● **MATERIAL PROVIDED**:

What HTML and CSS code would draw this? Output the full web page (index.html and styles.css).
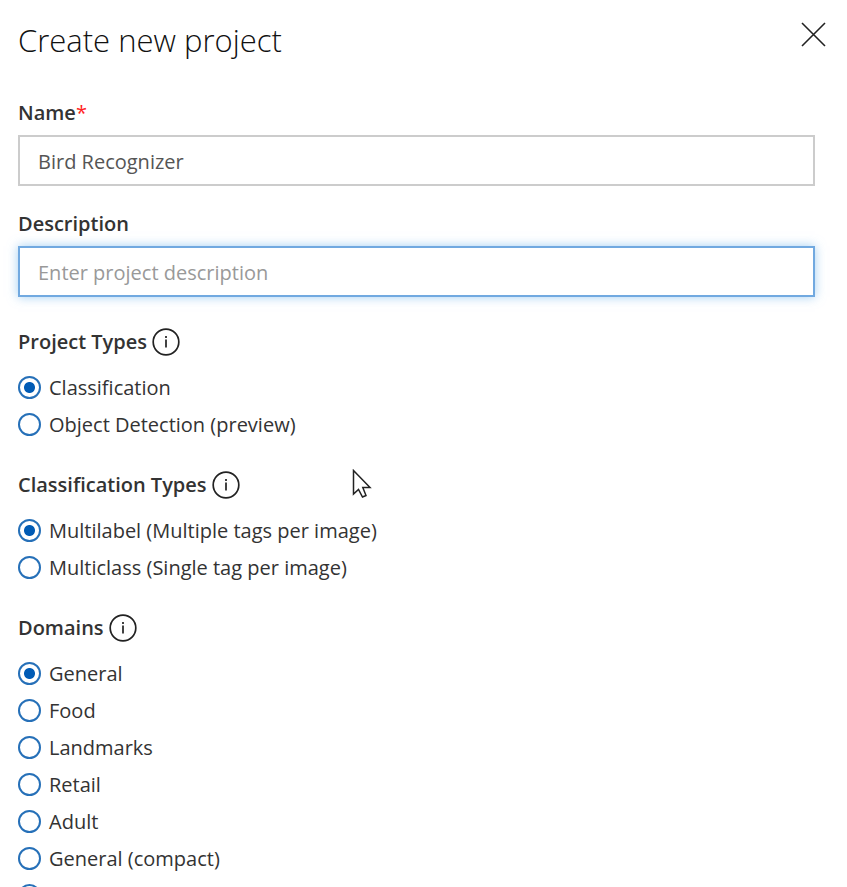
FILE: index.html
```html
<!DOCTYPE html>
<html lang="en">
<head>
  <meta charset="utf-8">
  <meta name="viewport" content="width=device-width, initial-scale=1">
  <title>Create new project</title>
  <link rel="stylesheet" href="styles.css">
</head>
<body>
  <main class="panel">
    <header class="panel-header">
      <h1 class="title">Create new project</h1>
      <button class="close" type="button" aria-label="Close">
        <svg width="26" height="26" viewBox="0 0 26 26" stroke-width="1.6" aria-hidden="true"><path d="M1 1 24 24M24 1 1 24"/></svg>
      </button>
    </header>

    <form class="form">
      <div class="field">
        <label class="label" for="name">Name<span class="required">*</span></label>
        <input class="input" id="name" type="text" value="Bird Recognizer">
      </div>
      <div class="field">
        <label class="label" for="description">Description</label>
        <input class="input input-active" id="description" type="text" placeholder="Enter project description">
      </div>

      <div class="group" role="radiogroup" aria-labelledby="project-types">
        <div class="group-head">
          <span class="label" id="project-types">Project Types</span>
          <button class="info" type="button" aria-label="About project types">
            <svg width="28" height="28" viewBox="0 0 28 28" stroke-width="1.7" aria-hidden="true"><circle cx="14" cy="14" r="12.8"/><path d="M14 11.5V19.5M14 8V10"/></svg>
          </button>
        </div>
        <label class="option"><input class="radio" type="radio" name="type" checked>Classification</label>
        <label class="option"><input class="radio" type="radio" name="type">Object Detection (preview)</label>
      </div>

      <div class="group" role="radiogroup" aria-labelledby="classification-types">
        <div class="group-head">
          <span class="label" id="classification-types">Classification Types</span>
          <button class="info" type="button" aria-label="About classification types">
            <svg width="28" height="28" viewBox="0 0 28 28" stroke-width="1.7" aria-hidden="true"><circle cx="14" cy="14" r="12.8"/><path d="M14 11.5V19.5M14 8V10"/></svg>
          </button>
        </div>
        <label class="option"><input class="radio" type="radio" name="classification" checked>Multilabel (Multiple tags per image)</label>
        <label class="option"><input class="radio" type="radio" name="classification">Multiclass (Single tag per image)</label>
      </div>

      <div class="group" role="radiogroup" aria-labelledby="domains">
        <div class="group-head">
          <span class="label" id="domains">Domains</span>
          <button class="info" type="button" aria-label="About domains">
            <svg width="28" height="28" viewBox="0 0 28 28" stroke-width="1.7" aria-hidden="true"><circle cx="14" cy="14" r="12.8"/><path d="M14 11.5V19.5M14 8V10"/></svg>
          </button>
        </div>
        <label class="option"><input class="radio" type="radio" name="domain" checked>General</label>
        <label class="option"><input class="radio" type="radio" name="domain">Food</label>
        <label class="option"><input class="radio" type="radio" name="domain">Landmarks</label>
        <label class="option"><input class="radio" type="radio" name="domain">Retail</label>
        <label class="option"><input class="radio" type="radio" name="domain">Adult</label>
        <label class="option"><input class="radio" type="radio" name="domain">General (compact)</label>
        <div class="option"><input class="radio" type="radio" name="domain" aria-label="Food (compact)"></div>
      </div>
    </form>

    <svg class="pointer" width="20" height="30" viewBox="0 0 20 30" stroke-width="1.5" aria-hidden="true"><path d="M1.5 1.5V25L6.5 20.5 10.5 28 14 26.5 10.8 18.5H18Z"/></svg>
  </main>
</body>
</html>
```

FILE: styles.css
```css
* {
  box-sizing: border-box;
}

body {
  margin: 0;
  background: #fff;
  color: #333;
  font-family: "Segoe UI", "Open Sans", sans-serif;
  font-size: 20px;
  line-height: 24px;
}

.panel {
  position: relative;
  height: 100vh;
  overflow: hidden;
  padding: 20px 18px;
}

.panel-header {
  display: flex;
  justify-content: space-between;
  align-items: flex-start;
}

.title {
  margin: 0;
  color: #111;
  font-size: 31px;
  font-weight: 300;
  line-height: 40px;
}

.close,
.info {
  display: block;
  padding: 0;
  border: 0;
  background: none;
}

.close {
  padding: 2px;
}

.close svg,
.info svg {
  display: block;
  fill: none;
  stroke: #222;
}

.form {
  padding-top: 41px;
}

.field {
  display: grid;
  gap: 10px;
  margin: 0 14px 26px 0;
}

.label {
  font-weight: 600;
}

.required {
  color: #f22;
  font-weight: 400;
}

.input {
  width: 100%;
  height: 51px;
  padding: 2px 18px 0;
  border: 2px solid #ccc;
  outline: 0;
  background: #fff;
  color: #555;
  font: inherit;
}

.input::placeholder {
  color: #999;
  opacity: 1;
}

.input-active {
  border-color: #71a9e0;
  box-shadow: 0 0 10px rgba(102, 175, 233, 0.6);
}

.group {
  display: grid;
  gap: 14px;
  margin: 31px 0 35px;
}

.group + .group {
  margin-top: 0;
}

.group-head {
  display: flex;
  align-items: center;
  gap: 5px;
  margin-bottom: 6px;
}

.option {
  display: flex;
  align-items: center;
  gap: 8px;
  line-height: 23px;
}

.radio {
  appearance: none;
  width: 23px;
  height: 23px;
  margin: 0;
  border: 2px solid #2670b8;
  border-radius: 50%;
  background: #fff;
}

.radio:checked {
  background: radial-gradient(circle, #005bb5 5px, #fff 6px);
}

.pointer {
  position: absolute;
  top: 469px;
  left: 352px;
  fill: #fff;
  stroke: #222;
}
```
--
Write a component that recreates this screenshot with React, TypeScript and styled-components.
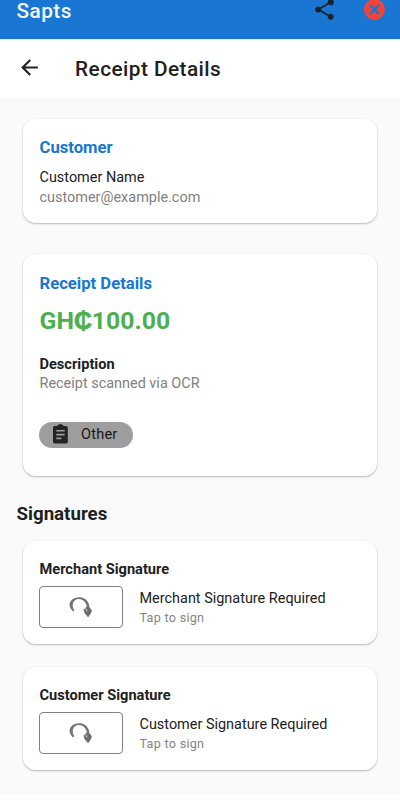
==
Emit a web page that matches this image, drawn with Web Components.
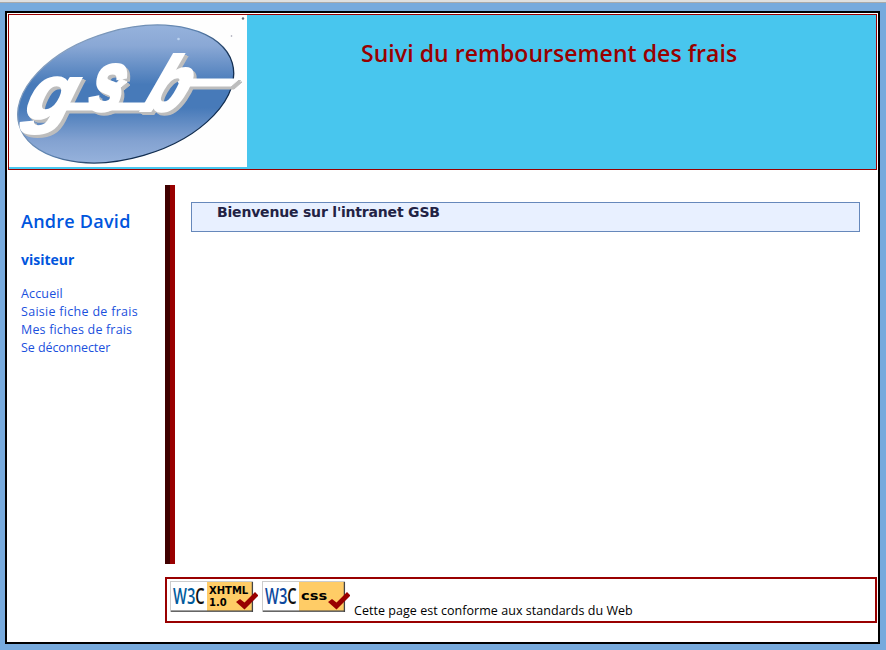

● **REQUIRED TASK**:
Using the listing above, say how many of its lines contain the string "index", giving nothing but the figure.

● **THE SOLUTION**:
2